BOXWOOD PSYLLID - Boxwoods inspected at a nursery grower yard in Kenosha County last week were showing the characteristic leaf cupping symptoms indicative of feeding by boxwood psyllid. The cupped foliage is caused by the psyllid nymphs, which remain protected within the leaves and continue to feed throughout the season. Damage resulting from their feeding is usually minor and treatment is usually not needed.
GUIGNARDIA LEAF BLOTCH - Symptoms of this common leaf blight were noticed by DATCP inspectors on horse chestnut trees last week in Racine and Washington counties. The leaves of affected plants develop large reddish brown blotches surrounded by yellow tissue, often causing the foliage to curl and brown. In severe cases, leaves may fall prematurely in late summer. Since the foliage is usually not seriously damaged until after the tree has completed much of its annual growth, the disease is primarily aesthetic. Disease development can be reduced by disposing of fallen leaves in autumn to decrease inoculum levels.
LINDEN LEAF GALL MITE - The distinctive nail-shaped galls caused by this eriophyid mite were found on linden foliage in Oneida County. The galls usually form on the shaded, lower leaves and are the result of spring feeding by overwintered mites. Earlier in the season the galls are greenish yellow, but most begin to turn reddish-brown by fall. The linden leaf gall mite specializes on plants in the genus Tilia and occurs on littleleaf linden and basswood trees. Its damage is primarily a cosmetic nuisance and treatment is not required.

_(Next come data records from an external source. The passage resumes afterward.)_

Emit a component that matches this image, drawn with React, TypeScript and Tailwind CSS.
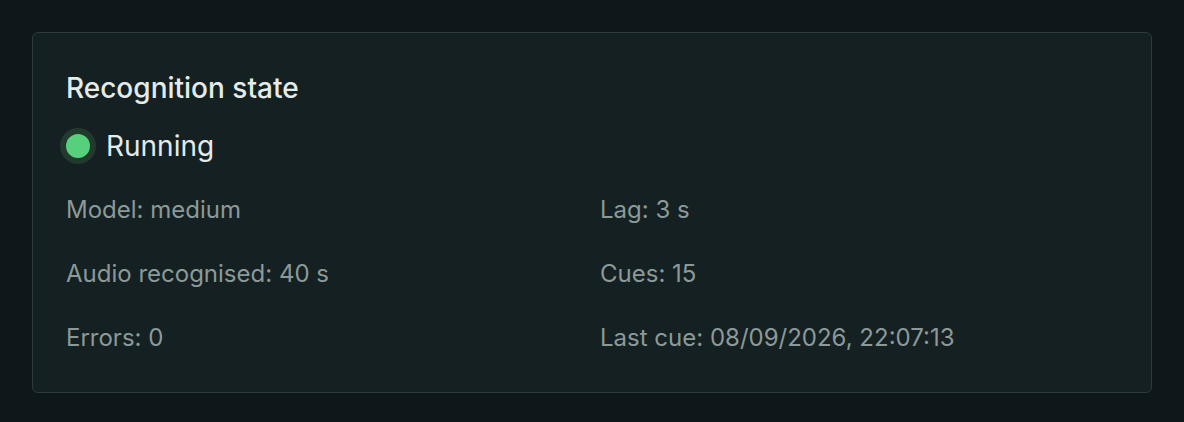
import React from 'react';

const stats: { label: string; value: string }[] = [
  { label: 'Model', value: 'medium' },
  { label: 'Lag', value: '3 s' },
  { label: 'Audio recognised', value: '40 s' },
  { label: 'Cues', value: '15' },
  { label: 'Errors', value: '0' },
  { label: 'Last cue', value: '08/09/2026, 22:07:13' },
];

const App: React.FC = () => {
  return (
    <div className="min-h-screen bg-[#0e1719] p-8" style={{ fontFamily: 'Inter, "Noto Sans", sans-serif' }}>
      <section className="rounded-md border border-[#2a3b3b] bg-[#152022] px-[33px] pt-[37px] pb-[36px]">
        <h2 className="text-[28px] leading-[36px] font-medium text-[#e4ebe9]">Recognition state</h2>
        <div className="mt-[22px] flex items-center gap-[16px]">
          <span className="h-[24px] w-[24px] rounded-full bg-[#57d07e] shadow-[0_0_0_6px_#22392e]" />
          <span className="text-[28px] leading-[36px] text-[#e4ebe9]">Running</span>
        </div>
        <div className="mt-[28px] grid grid-cols-2 gap-x-4 gap-y-[28px]">
          {stats.map(s => (
            <div key={s.label} className="text-[24px] leading-[36px] text-[#8b9a98]">
              {s.label}: {s.value}
            </div>
          ))}
        </div>
      </section>
    </div>
  );
};

export default App;
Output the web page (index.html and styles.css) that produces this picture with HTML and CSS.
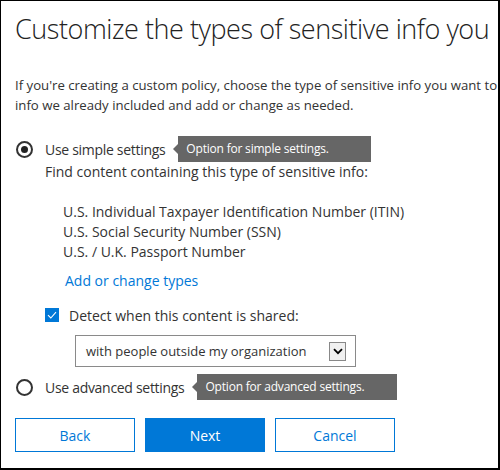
FILE: index.html
```html
<!DOCTYPE html>
<html>
<head>
<meta charset="utf-8">
<link rel="stylesheet" href="styles.css">
</head>
<body>
<div class="page">
  <h1 class="title">Customize the types of sensitive info you</h1>
  <p class="intro">If you're creating a custom policy, choose the type of sensitive info you want to<br>info we already included and add or change as needed.</p>

  <div class="option">
    <span class="radio checked"></span>
    <span class="label">Use simple settings</span>
    <span class="tip tip-simple">Option for simple settings.</span>
  </div>
  <div class="simple">
    <div class="find">Find content containing this type of sensitive info:</div>
    <ul class="types">
      <li>U.S. Individual Taxpayer Identification Number (ITIN)</li>
      <li>U.S. Social Security Number (SSN)</li>
      <li>U.S. / U.K. Passport Number</li>
    </ul>
    <a class="link">Add or change types</a>
    <div class="detect">
      <span class="check"><svg width="10" height="8" viewBox="0 0 10 8"><path d="M1 4.2 L3.8 7 L9 1.2" fill="none" stroke="#fff" stroke-width="1.1"/></svg></span>
      <span class="label">Detect when this content is shared:</span>
    </div>
    <div class="select">
      <span class="select-text">with people outside my organization</span>
      <span class="select-btn"><svg width="10" height="7" viewBox="0 0 10 7"><path d="M1 1.2 L5 5.2 L9 1.2" fill="none" stroke="#000" stroke-width="1.8"/></svg></span>
    </div>
  </div>

  <div class="option adv">
    <span class="radio"></span>
    <span class="label">Use advanced settings</span>
    <span class="tip tip-adv">Option for advanced settings.</span>
  </div>

  <div class="buttons">
    <button class="btn">Back</button>
    <button class="btn primary">Next</button>
    <button class="btn">Cancel</button>
  </div>
</div>
</body>
</html>
```

FILE: styles.css
```css
html, body {
  margin: 0;
  padding: 0;
  background: #fff;
}
.page {
  width: 500px;
  height: 470px;
  box-sizing: border-box;
  border-style: solid;
  border-color: #000;
  border-width: 1px 2px 2px 1px;
  overflow: hidden;
  padding-left: 14px;
  font-family: "Open Sans", "Liberation Sans", sans-serif;
  font-size: 13px;
  color: #333;
  white-space: nowrap;
}
.title {
  margin: 10px 0 0 0;
  font-weight: 300;
  font-size: 27px;
  line-height: 36px;
  color: #222;
  letter-spacing: -0.45px;
}
.intro {
  margin: 28px 0 0 0;
  line-height: 20px;
  font-size: 13.2px;
}
.option {
  display: flex;
  align-items: center;
  height: 26px;
  margin-top: 21px;
}
.radio {
  width: 13px;
  height: 13px;
  border: 2px solid #333;
  border-radius: 50%;
  box-sizing: content-box;
  margin-left: 1px;
  position: relative;
  flex: none;
}
.radio.checked::after {
  content: "";
  position: absolute;
  left: 3px;
  top: 3px;
  width: 7px;
  height: 7px;
  border-radius: 50%;
  background: #222;
}
.option .label {
  margin-left: 12px;
  font-size: 14px;
  letter-spacing: -0.3px;
}
.tip {
  position: relative;
  margin-left: 13px;
  background: #666;
  color: #fff;
  font-size: 12px;
  height: 26px;
  line-height: 26px;
  padding: 0 0 0 8px;
  box-sizing: border-box;
  letter-spacing: -0.2px;
}
.tip-simple {
  width: 193px;
}
.tip-adv {
  width: 200px;
}
.tip::before {
  content: "";
  position: absolute;
  left: -5px;
  top: 8px;
  border-style: solid;
  border-width: 5px 5px 5px 0;
  border-color: transparent #666 transparent transparent;
}
.simple {
  padding-left: 30px;
}
.find {
  line-height: 20px;
  font-size: 14px;
}
.types {
  list-style: none;
  margin: 20px 0 0 18px;
  padding: 0;
  line-height: 20px;
  font-size: 14px;
}
.link {
  display: block;
  margin: 9px 0 0 20px;
  color: #0078d7;
  font-size: 14px;
  line-height: 20px;
}
.detect {
  display: flex;
  align-items: center;
  margin-top: 14px;
  height: 20px;
}
.check {
  width: 14px;
  height: 14px;
  background: #0078d7;
  display: flex;
  align-items: center;
  justify-content: center;
  flex: none;
}
.detect .label {
  margin-left: 10px;
  font-size: 14px;
}
.select {
  display: flex;
  align-items: center;
  justify-content: space-between;
  width: 281px;
  height: 32px;
  box-sizing: border-box;
  border: 1px solid #8a8a8a;
  margin: 10px 0 0 30px;
  padding: 0 9px 0 10px;
}
.select-text {
  font-size: 13px;
  color: #333;
}
.select-btn {
  width: 17px;
  height: 19px;
  box-sizing: border-box;
  border: 1px solid #888;
  background: #f0f0f0;
  display: flex;
  align-items: center;
  justify-content: center;
}
.option.adv {
  margin-top: 7px;
}
.buttons {
  display: flex;
  gap: 10px;
  margin-top: 18px;
}
.btn {
  width: 120px;
  height: 34px;
  box-sizing: border-box;
  border: 1px solid #0078d7;
  background: #fff;
  color: #0078d7;
  font-family: inherit;
  font-size: 14px;
  padding: 0;
}
.btn.primary {
  background: #0078d7;
  color: #fff;
}
```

SEPTORIA LEAF SPOT - This fungal leaf spot disease that commonly develops during the wet summer months has been observed in many nurseries throughout the state this season, particularly on dogwood. Septoria leaf spots are small, dark purple lesions that first appear on lower leaves, but may become so numerous that they cover the leaves by the end of summer. Heavily spotted leaves may be shed early. Promoting good air flow through proper plant spacing is the simplest way to reduce the incidence of this common fungal disorder. Cleaning up and disposing of fallen leaves on the ground and on infected trees or shrubs is also recommended.